Sinopse: Alegando sofrer de paranoia, uma detetive particular se interna em um hospital psiquiátrico para investigar a morte de um dos pacientes.
Um filme de suspense é bom quando ele nos surpreende com uma fantástica reviravolta na reta final da trama e fazendo a gente revisitar a obra em uma outra ocasião. Porém, há casos de que determinado filme possui tantas reviravoltas que faz com que a obra como um todo crie para si um sério risco de ficar na corda bamba e fazendo com que a gente se canse da história. Pois bem, "As Linhas Tortas de Deus" (2022) seguem essa minha última observação, mas se salvando por uma ótima direção e elenco competente.
Dirigido por Oriol Paulo, do filme "Um Contratempo" (2016), o filme conta a história de Alice, uma investigadora particular, que se interna em um hospital psiquiátrico fingindo paranoia com o objetivo de coletar evidências para o caso em que está trabalhando: a morte de um interno em circunstâncias pouco claras. Mas a realidade que ela enfrenta em seu confinamento excederá suas expectativas e lançará dúvidas sobre sua própria sanidade. Um mundo desconhecido e emocionante se abrirá diante de seus olhos.
Filmes que exploram os lados mais sombrios da mente humana não é novidade para o cinéfilo, pois basta pegarmos, por exemplo, o grande clássico do expressionismo alemão "O Gabinete do Dr. Caligari" (1920) para se obter uma vaga ideia do que eu estou falando. O clássico, aliás, serviu de base para o ótimo "A Ilha do Medo" (2010) do mestre Martin Scorsese, mas obtendo alma própria, graças a sua bela direção e com o seu final ambíguo. Neste último caso, a ambiguidade é a palavra-chave que move o filme de Oriol Paulo, que é baseado em um livro policial "Los renglones torcidos de Dios" e escrito por Torcuato Luca de Tena.

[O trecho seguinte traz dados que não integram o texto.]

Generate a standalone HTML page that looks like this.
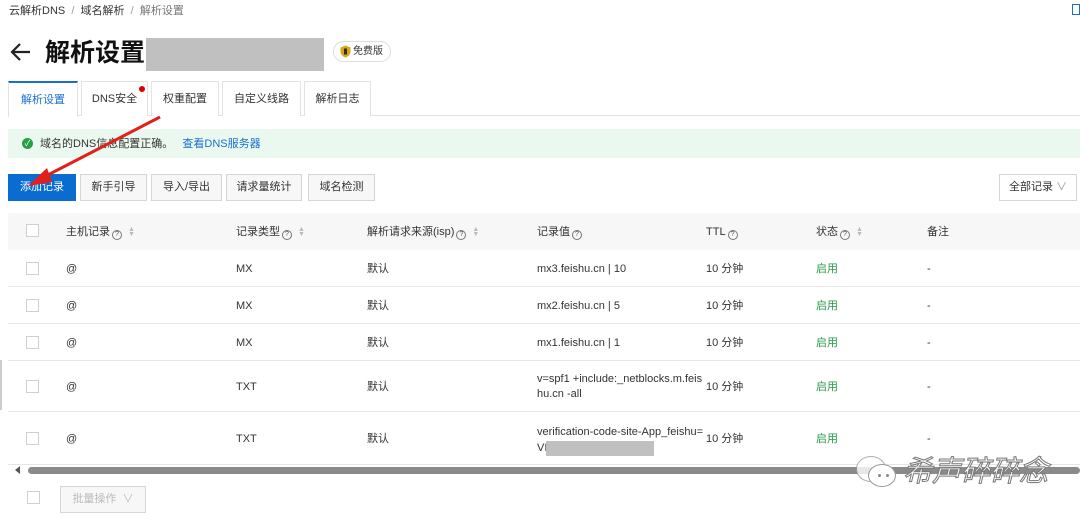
<!DOCTYPE html>
<html><head><meta charset="utf-8"><style>
*{margin:0;padding:0;box-sizing:border-box}
body{width:1080px;height:521px;overflow:hidden;background:#fff;font-family:"Liberation Sans","Noto Sans CJK SC",sans-serif;color:#333;font-size:11px;line-height:14px;position:relative}
.a{position:absolute;white-space:nowrap;line-height:14px}
.tab{position:absolute;top:81px;height:35px;border:1px solid #e3e3e3;border-bottom:none;background:#fff;font-size:11px;color:#333;text-align:center;line-height:34px}
.btn{position:absolute;top:174px;height:27px;border:1px solid #d6d6d6;background:#f7f7f7;font-size:11px;color:#333;text-align:center;line-height:25px}
.cb{position:absolute;width:13px;height:13px;border:1px solid #d0d0d0;background:#fff}
.row{position:absolute;left:8px;right:0;border-bottom:1px solid #e6e6e6}
.q{display:inline-block;width:10px;height:10px;border:1px solid #777;border-radius:50%;font-size:7px;line-height:8px;text-align:center;vertical-align:-1px;margin-left:2px;color:#555}
.s{display:inline-block;font-size:7px;color:#bbb;line-height:5px;vertical-align:middle;margin-left:6px;width:6px}
.g{color:#2a9a48}
</style></head><body>
<div class="a" style="left:9px;top:4px;color:#333">云解析DNS &nbsp;<span style="color:#999">/</span>&nbsp; 域名解析 &nbsp;<span style="color:#999">/</span>&nbsp; <span style="color:#777">解析设置</span></div>
<div class="a" style="left:1072px;top:4px;width:8px;height:11px;border:1px solid #1a6fd0"></div>
<svg class="a" style="left:9px;top:41px" width="24" height="22" viewBox="0 0 24 22"><path d="M21 11H3M11 3L3 11l8 8" stroke="#222" stroke-width="2.2" fill="none"/></svg>
<div class="a" style="left:45px;top:38px;font-size:25px;line-height:30px;font-weight:bold;color:#111">解析设置</div>
<div class="a" style="left:146px;top:38px;width:178px;height:33px;background:#c0c0c0"></div>
<div class="a" style="left:333px;top:41px;width:58px;height:21px;border:1px solid #ddd;border-radius:11px;font-size:10px;line-height:19px;padding-left:19px;color:#333">免费版</div>
<svg class="a" style="left:340px;top:45px" width="11" height="13" viewBox="0 0 11 13"><path d="M5.5 0.5L10.5 2.5V6.5C10.5 9.5 8 11.5 5.5 12.5C3 11.5 .5 9.5 .5 6.5V2.5Z" fill="#d8a619"/><rect x="4" y="3.5" width="3" height="6" fill="#2e2e2e"/></svg>
<div class="a" style="left:8px;top:115px;width:1072px;height:1px;background:#e3e3e3"></div>
<div class="tab" style="left:8px;width:70px;border-top:2px solid #1a6fd0;color:#1a6fd0;height:36px">解析设置</div>
<div class="tab" style="left:81px;width:67px">DNS安全</div>
<div class="a" style="left:139px;top:86px;width:6px;height:6px;border-radius:50%;background:#d00"></div>
<div class="tab" style="left:151px;width:68px">权重配置</div>
<div class="tab" style="left:222px;width:79px">自定义线路</div>
<div class="tab" style="left:304px;width:67px">解析日志</div>
<div class="a" style="left:8px;top:129px;width:1072px;height:29px;background:#ebf8ef"></div>
<div class="a" style="left:22px;top:138px;width:11px;height:11px;border-radius:50%;background:#27a047;color:#fff;font-size:8px;line-height:11px;text-align:center">✓</div>
<div class="a" style="left:40px;top:137px;font-size:11px;color:#333">域名的DNS信息配置正确。 &nbsp;&nbsp;<span style="color:#1a6fd0">查看DNS服务器</span></div>
<div class="btn" style="left:8px;width:68px;background:#0a6bd1;border-color:#0a6bd1;color:#fff">添加记录</div>
<div class="btn" style="left:80px;width:67px">新手引导</div>
<div class="btn" style="left:151px;width:71px">导入/导出</div>
<div class="btn" style="left:226px;width:76px">请求量统计</div>
<div class="btn" style="left:308px;width:67px">域名检测</div>
<div class="btn" style="left:999px;width:78px;background:#fff">全部记录 <span style="color:#999">∨</span></div>
<div class="a" style="left:8px;top:213px;width:1072px;height:37px;background:#f7f7f7"></div>
<div class="cb" style="left:26px;top:224px"></div>
<div class="a" style="left:66px;top:225px;color:#333">主机记录<span class="q">?</span><span class="s">▲<br>▼</span></div>
<div class="a" style="left:236px;top:225px">记录类型<span class="q">?</span><span class="s">▲<br>▼</span></div>
<div class="a" style="left:367px;top:225px">解析请求来源(isp)<span class="q">?</span><span class="s">▲<br>▼</span></div>
<div class="a" style="left:537px;top:225px">记录值<span class="q">?</span></div>
<div class="a" style="left:706px;top:225px">TTL<span class="q">?</span></div>
<div class="a" style="left:816px;top:225px">状态<span class="q">?</span><span class="s">▲<br>▼</span></div>
<div class="a" style="left:927px;top:225px">备注</div>
<div class="row" style="top:249px;height:38px"></div>
<div class="row" style="top:287px;height:37px"></div>
<div class="row" style="top:324px;height:37px"></div>
<div class="row" style="top:361px;height:51px"></div>
<div class="row" style="top:412px;height:53px"></div>
<div class="a" style="left:0;top:360px;width:2px;height:50px;background:#ccc"></div>

<div class="cb" style="left:26px;top:262px"></div><div class="a" style="left:66px;top:262px">@</div><div class="a" style="left:236px;top:262px">MX</div><div class="a" style="left:367px;top:262px">默认</div><div class="a" style="left:537px;top:262px">mx3.feishu.cn | 10</div><div class="a" style="left:706px;top:262px">10 分钟</div><div class="a g" style="left:816px;top:262px">启用</div><div class="a" style="left:927px;top:262px">-</div>
<div class="cb" style="left:26px;top:299px"></div><div class="a" style="left:66px;top:299px">@</div><div class="a" style="left:236px;top:299px">MX</div><div class="a" style="left:367px;top:299px">默认</div><div class="a" style="left:537px;top:299px">mx2.feishu.cn | 5</div><div class="a" style="left:706px;top:299px">10 分钟</div><div class="a g" style="left:816px;top:299px">启用</div><div class="a" style="left:927px;top:299px">-</div>
<div class="cb" style="left:26px;top:336px"></div><div class="a" style="left:66px;top:336px">@</div><div class="a" style="left:236px;top:336px">MX</div><div class="a" style="left:367px;top:336px">默认</div><div class="a" style="left:537px;top:336px">mx1.feishu.cn | 1</div><div class="a" style="left:706px;top:336px">10 分钟</div><div class="a g" style="left:816px;top:336px">启用</div><div class="a" style="left:927px;top:336px">-</div>
<div class="cb" style="left:26px;top:380px"></div><div class="a" style="left:66px;top:380px">@</div><div class="a" style="left:236px;top:380px">TXT</div><div class="a" style="left:367px;top:380px">默认</div><div class="a" style="left:537px;top:372px;line-height:15px">v=spf1 +include:_netblocks.m.feis<br>hu.cn -all</div><div class="a" style="left:706px;top:380px">10 分钟</div><div class="a g" style="left:816px;top:380px">启用</div><div class="a" style="left:927px;top:380px">-</div>
<div class="cb" style="left:26px;top:432px"></div><div class="a" style="left:66px;top:432px">@</div><div class="a" style="left:236px;top:432px">TXT</div><div class="a" style="left:367px;top:432px">默认</div><div class="a" style="left:537px;top:424px;line-height:16px">verification-code-site-App_feishu=<br>VI</div><div class="a" style="left:546px;top:441px;width:108px;height:15px;background:#c0c0c0"></div><div class="a" style="left:706px;top:432px">10 分钟</div><div class="a g" style="left:816px;top:432px">启用</div><div class="a" style="left:927px;top:432px">-</div>

<div class="a" style="left:15px;top:466px;width:0;height:0;border-top:4px solid transparent;border-bottom:4px solid transparent;border-right:5px solid #555"></div>
<div class="a" style="left:28px;top:467px;width:1052px;height:7px;border-radius:4px;background:#8a8a8a"></div>
<div class="cb" style="left:27px;top:491px"></div>
<div class="btn" style="left:60px;top:486px;width:86px;color:#bbb;height:27px">批量操作 &nbsp;∨</div>
<svg class="a" style="left:0;top:0" width="200" height="200"><line x1="160" y1="117" x2="42" y2="178" stroke="#e0201a" stroke-width="3"/><path d="M28 186L47 168L52 182Z" fill="#e0201a"/></svg>
<div class="a" style="left:856px;top:456px;width:30px;height:26px;border:1.5px solid #999;border-radius:50%;background:#fff;opacity:.8"></div>
<div class="a" style="left:868px;top:464px;width:28px;height:23px;border:1.5px solid #999;border-radius:50%;background:#fff"></div>
<div class="a" style="left:878px;top:474px;width:3px;height:3px;border-radius:50%;background:#888"></div>
<div class="a" style="left:886px;top:474px;width:3px;height:3px;border-radius:50%;background:#888"></div>
<div class="a" style="left:903px;top:455px;font-size:29px;line-height:34px;color:#fff;-webkit-text-stroke:1px #777;font-style:italic">希声碎碎念</div>
</body></html>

Em um primeiro momento, nós ficamos na dúvida sobre as reais intenções da protagonista, ou se ela possui realmente problemas mentais que a faça criar uma nova realidade para ela. Ao mesmo tempo, a trama principal é intercalada com uma subtrama de um assassinato que ocorre no mesmo sanatório, mas que num primeiro momento a gente acredita que se trata de algo que se passe no passado. Porém, há várias pistas que são disparadas a todo momento para fazer com que duvidemos disso.
O grande problema do filme de Oriol Paulo talvez seja pelo fato de ser fiel por demais com relação a sua fonte literária, já que em alguns momentos me dá aquela sensação de que determinada passagem me soaria melhor se ela tivesse ficado somente na escrita de uma página. Em tempos em que várias obras da literatura são adaptadas como minisséries para a tv eu acredito que o conto se encaixaria melhor neste formato. Porém, não significa que o filme não tenha os seus méritos.

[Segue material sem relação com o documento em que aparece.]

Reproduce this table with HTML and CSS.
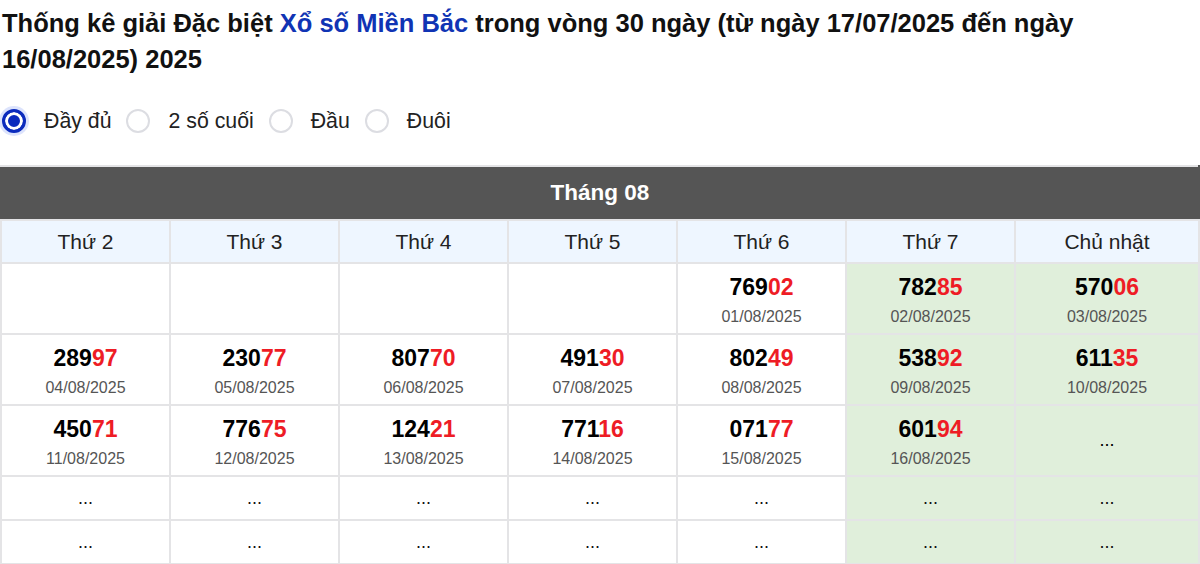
FILE: index.html
```html
<!DOCTYPE html>
<html lang="vi">
<head>
<meta charset="utf-8">
<title>Thống kê giải Đặc biệt</title>
<link rel="stylesheet" href="styles.css">
</head>
<body>
<div class="page">
  <h2 class="title">Thống kê giải Đặc biệt <a class="link" href="#">Xổ số Miền Bắc</a> trong vòng 30 ngày (từ ngày 17/07/2025 đến ngày 16/08/2025) 2025</h2>
  <div class="options">
    <label class="opt"><span class="radio checked"></span><span class="opt-text">Đầy đủ</span></label>
    <label class="opt"><span class="radio"></span><span class="opt-text">2 số cuối</span></label>
    <label class="opt"><span class="radio"></span><span class="opt-text">Đầu</span></label>
    <label class="opt"><span class="radio"></span><span class="opt-text">Đuôi</span></label>
  </div>
  <table class="cal">
    <colgroup>
      <col class="c"><col class="c"><col class="c"><col class="c"><col class="c"><col class="c"><col class="c-last">
    </colgroup>
    <thead>
      <tr><th class="month" colspan="7">Tháng 08</th></tr>
      <tr class="days">
        <th>Thứ 2</th><th>Thứ 3</th><th>Thứ 4</th><th>Thứ 5</th><th>Thứ 6</th><th>Thứ 7</th><th>Chủ nhật</th>
      </tr>
    </thead>
    <tbody>
      <tr class="data">
        <td></td><td></td><td></td><td></td>
        <td><div class="num">769<span class="red">02</span></div><div class="date">01/08/2025</div></td>
        <td class="wk"><div class="num">782<span class="red">85</span></div><div class="date">02/08/2025</div></td>
        <td class="wk"><div class="num">570<span class="red">06</span></div><div class="date">03/08/2025</div></td>
      </tr>
      <tr class="data">
        <td><div class="num">289<span class="red">97</span></div><div class="date">04/08/2025</div></td>
        <td><div class="num">230<span class="red">77</span></div><div class="date">05/08/2025</div></td>
        <td><div class="num">807<span class="red">70</span></div><div class="date">06/08/2025</div></td>
        <td><div class="num">491<span class="red">30</span></div><div class="date">07/08/2025</div></td>
        <td><div class="num">802<span class="red">49</span></div><div class="date">08/08/2025</div></td>
        <td class="wk"><div class="num">538<span class="red">92</span></div><div class="date">09/08/2025</div></td>
        <td class="wk"><div class="num">611<span class="red">35</span></div><div class="date">10/08/2025</div></td>
      </tr>
      <tr class="data">
        <td><div class="num">450<span class="red">71</span></div><div class="date">11/08/2025</div></td>
        <td><div class="num">776<span class="red">75</span></div><div class="date">12/08/2025</div></td>
        <td><div class="num">124<span class="red">21</span></div><div class="date">13/08/2025</div></td>
        <td><div class="num">771<span class="red">16</span></div><div class="date">14/08/2025</div></td>
        <td><div class="num">071<span class="red">77</span></div><div class="date">15/08/2025</div></td>
        <td class="wk"><div class="num">601<span class="red">94</span></div><div class="date">16/08/2025</div></td>
        <td class="wk dots">...</td>
      </tr>
      <tr class="empty">
        <td>...</td><td>...</td><td>...</td><td>...</td><td>...</td><td class="wk">...</td><td class="wk">...</td>
      </tr>
      <tr class="empty">
        <td>...</td><td>...</td><td>...</td><td>...</td><td>...</td><td class="wk">...</td><td class="wk">...</td>
      </tr>
    </tbody>
  </table>
</div>
</body>
</html>
```

FILE: styles.css
```css
html, body {
  margin: 0;
  padding: 0;
  background: #fff;
}
body {
  font-family: "Liberation Sans", Arial, sans-serif;
  color: #000;
}
.page {
  width: 1200px;
}
.title {
  margin: 0;
  padding: 5px 20px 0 2px;
  font-size: 25.5px;
  font-weight: bold;
  line-height: 36px;
  color: #111;
}
.link {
  color: #1034b4;
  text-decoration: none;
}
.options {
  display: flex;
  align-items: center;
  margin-top: 28px;
  height: 32px;
  padding-left: 2px;
}
.opt {
  display: flex;
  align-items: center;
}
.radio {
  box-sizing: border-box;
  width: 24px;
  height: 24px;
  border-radius: 50%;
  border: 2px solid #dcdde2;
  background: #fff;
  margin-right: 18px;
}
.radio.checked {
  border: 3px solid #0b2bbd;
  background: #0b2bbd;
  box-shadow: inset 0 0 0 3px #fff, 0 0 0 3px rgba(60, 100, 240, 0.18);
}
.opt-text {
  font-size: 21.3px;
  color: #222;
  margin-right: 15px;
}
.cal {
  margin-top: 28px;
  width: 1200px;
  border-collapse: collapse;
  table-layout: fixed;
}
.cal col.c {
  width: 169px;
}
.cal th, .cal td {
  border: 2px solid #e4e4e6;
  text-align: center;
  padding: 0;
}
.cal .month {
  background: #555555;
  color: #fff;
  font-size: 22.5px;
  font-weight: bold;
  height: 52px;
  border-color: #555555 #555555 #e4e4e6 #555555;
  border-top: 2px solid #e4e4e6;
}
.days th {
  background: #eef6ff;
  font-weight: normal;
  font-size: 21px;
  color: #222;
  height: 41px;
}
.data td {
  height: 60px;
  vertical-align: top;
  padding-top: 9px;
}
.cal td.wk {
  background: #e0efdb;
}
.num {
  font-size: 23px;
  font-weight: bold;
  line-height: 28px;
  color: #000;
}
.red {
  color: #ee1c25;
}
.date {
  margin-top: 5px;
  font-size: 16px;
  line-height: 22px;
  color: #555;
}
.data td.dots {
  vertical-align: middle;
  padding-top: 0;
  font-size: 18px;
}
.empty td {
  height: 42px;
  font-size: 18px;
  color: #111;
  vertical-align: middle;
}
```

Para começar, é preciso dar crédito ao realizador em criar diversas cenas muito bem filmadas, principalmente aquelas que vem e vão como uma forma de pista e se casando com as soluções que virão logo em seguida. Ao explorar, aparentemente, uma protagonista cuja a mente pode estar fragmentada, é preciso dar crédito para as cenas em que testemunhamos a mesma adentrar a sua própria mente que procura determinadas respostas: a cena em que ela se vê em diversos momentos em único cenário é desde já um dos melhores momentos do filme como um todo.
Mas o filme é sustentado ainda mais graças ao seu grande elenco, em especial pela atriz Bárbara Lennie, do filme "Todos Já Sabem" (2019). Como Alice, ela constrói uma personagem complexa, da qual nos faz duvidar dela a todo momento e ficamos na dúvida sobre a sua sanidade até o ato final, pois as diversas reviravoltas se casam com a ambiguidade que a própria intérprete cria e que passa para nós do começo ao final da história. Neste último caso, é preciso digerir os últimos acontecimentos de forma gradual para termos então um veredito.
Eu sinceramente não li o livro que serviu de base para o filme, mas há quem diga que ele soa tão complexo quanto ao que foi apresentado na adaptação, que dede já nos brinda com mais dúvidas do que respostas. Porém, não há como negar que o plano final é realmente enigmático e que me fez lembrar rapidamente do filme "A Origem" (2009), sendo que ambos são obras que exploram o potencial e a complexidade da mente humana e sobre até que ponto ela pode se tornar a nossa inimiga. Talvez não haja uma resposta plausível e cabe cada um tirar suas próprias conclusões com relação ao seu final complexo.
"As Linhas Tortas de Deus" é aquele típico filme enigmático, do qual irá dividir a opinião de muitos e fazendo a gente desejar revisitá-lo mesmo quando ele possui alguns defeitos nítidos.